Based on the professional and academic experience of its associates, FGMF has an innovative and inventive approach. There are no pre-conceived formulae: at every challenge we start from scratch, using design as a research tool.
Our dedication and hard work led us to the satisfaction of receiving relevant national and international awards, among which some from the Instituto de Arquitetos do Brasil (IAB), Chicago Athenaeum, AIT, Living Steel, Editora Abril and Dedalo Minosse. In the years 2010, 2011 and 2012, FGMF was the most awarded practice in Brazil. In 2013, we were the only Brazilian practice awarded by World Architecture News in the 21 for 21 Award.
Recently, FGMF has been chosen as the only Brazilian office to integrate the Architects Directory from Wallpaper* Magazine. We were also highlighted by the Architectural Record (USA) magazine as one of the world’s ‘emerging architects’ (2010), and by A.U (BRA) magazine as one of the 25 best practices in Brazi. Our work has been published in more than 20 countries and took part in both national and international exhibitions. Rather than the recognition of a well-done job, this represents motivation for our further focus on creative and efficient projects.
Since the very beginning of our practice, we’ve pursued the dream of a truly ‘complete’ architecture. That would mean, to us, the development of buildings that respond not only to a sensitive and aesthetical design approach but also includes a strong sense of coherence between structure, program, landscape, materials and sustainability. Because it involves subjective perspectives, there might not exist such ‘complete architecture’. But to us it endures as a dream, continuously guiding us from scratch through every design.
What we have seen in buildings worldwide, and specially in Brazil, is the use of the term ‘sustainability’ in two different vertices: while the first put calculations before architecture, trying to achieve the best energy consumption, the second creates the form and then tries to fit a handful of gadgets to control the overall performance. One enhances the importance of the ‘instruments’ in detriment of the architecture; the other treats those instruments as remedies to an unjustified concept. In both cases, we couldn’t agree less with the results.

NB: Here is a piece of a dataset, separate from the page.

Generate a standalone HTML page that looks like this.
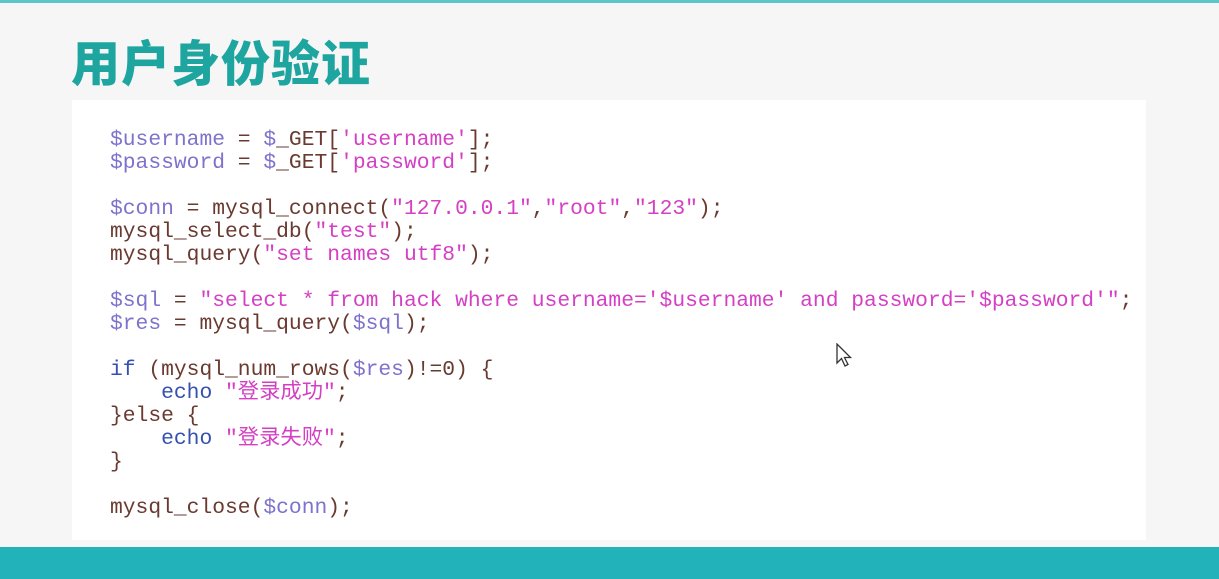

We understand ‘sustainability’ in our own particular way. Our belief is that good architecture should already be born sustainable in its deepest sense – regarding social issues, energy consumption, comfort, durability, and relation to the surrounding landscape and infrastructure. More than the gathering of fancy equipment to control air quality, light and temperature, a well-designed building should provide these answers through architecture itself. An effective social equity starts by creating more inclusive and public spaces, incorporating local workers and techniques to the building. Better than treating wastes is to avoid creating them. And so on.
Thus, the concept of sustainability is somehow always present in our work. Without arrogance, but with the interest to make a competent architecture in a wider perspective.